Over the next six months, Tonga (along with his BYU teammates) will jump into offseason conditioning, a revamped weight training system, and workouts designed to help the Cougars improve on back-to-back 7-6 seasons.
He’s also taking a loaded schedule, determined to graduate with his communications degree by the time his eligibility is exhausted and he heads off to the NFL. When his football career is over, Tonga is planning a career in sports media.
It was Tonga’s father, an unabashed Utah fan (so was Tonga until recently), who convinced BYU’s 6-foot-4, 320-pound defensive menace with 94 tackles, 12.5 tackles for loss, and five sacks in three seasons to delay his NFL plans for one final season in Cougar blue. When the younger Tonga fired up a post on his social media Dec. 31 to tell the world about his decision, he still wasn’t completely sure he had made the right choice.
A day later, as the calendar turned to 2020, he knew. BYU was where he wanted to be.
“I was fighting it hard,” he said. “Me and my dad were going back and forth; I told him I can’t come back. He told me to think about it. I put a lot of prayer into it and realized this was the right thing for me.”
Another junior who “fought” with the same decision was tight end Matt Bushman. But the 6-foot-5, 245-pound former Freshman All-American had a key ally in his decision-making corner, beyond even his wife, Emily: his father-in-law, former BYU All-American and NFL tight end Chad Lewis.
Lewis laid out the facts for his son-in-law, telling him he’d support whatever decision upon which he concluded. His unique perspective about BYU and the NFL played a critical role in that process, Bushman said.
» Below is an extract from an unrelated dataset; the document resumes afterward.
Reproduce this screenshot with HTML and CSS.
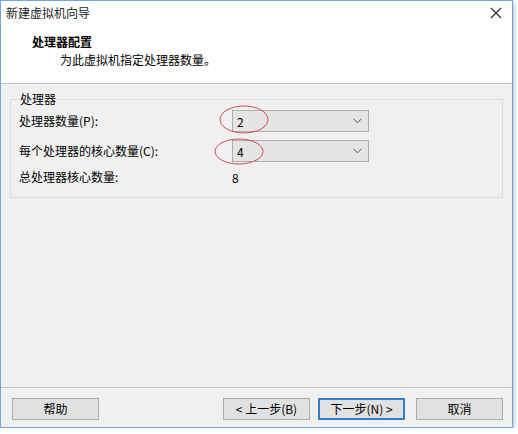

But in the end, it came down to Bushman’s heart — and his heart was still in college football.
Bushman, whose wife played volleyball at BYU but has since graduated, has the rest of his life to fulfill a career. He only has one more season to be part of a community that has embraced him since he arrived on campus.
“Everyone says the NFL turns into a business, and that takes away the love of the game,” said Bushman, a 1,719-yard pass catcher with nine touchdowns and just two fumbles in three years. “I think that’s the biggest thing: being with the boys, being with your brothers, and feeling the atmosphere around it. It’s awesome to be able to give back to the community, to get to know our True Blue Heroes, and to have a platform where we can help and learn from other people."
Bushman had his most productive season at tight end in 2019, hauling in 47 passes for 688 yards and four scores — from three separate quarterbacks. Because of that, he feels like he can do even better as a senior.
If he does, he’ll build on an immense legacy as just the third-ever tight end in BYU history with 500 or more yards in three straight seasons. The others are former All-Americans Gordon Hudson and Dennis Pitta — two former NFL players in their own right.
And just like those two predecessors laid a foundation for Bushman, he wants to leave something for the Cougars’ blossoming tight end room behind him — one that includes freshmen Isaac Rex, Hank Tuipulotu, Masen Wake and Carter Wheat, among others.
“That’s definitely one of the responsibilities of seniors, to lead by example on the field and help the younger guys learn the offense,” Bushman said. “We have goals to be the best tight end room in the control, the most balanced, the most physical, the best play-making abilities. We’re trying to set that standard.”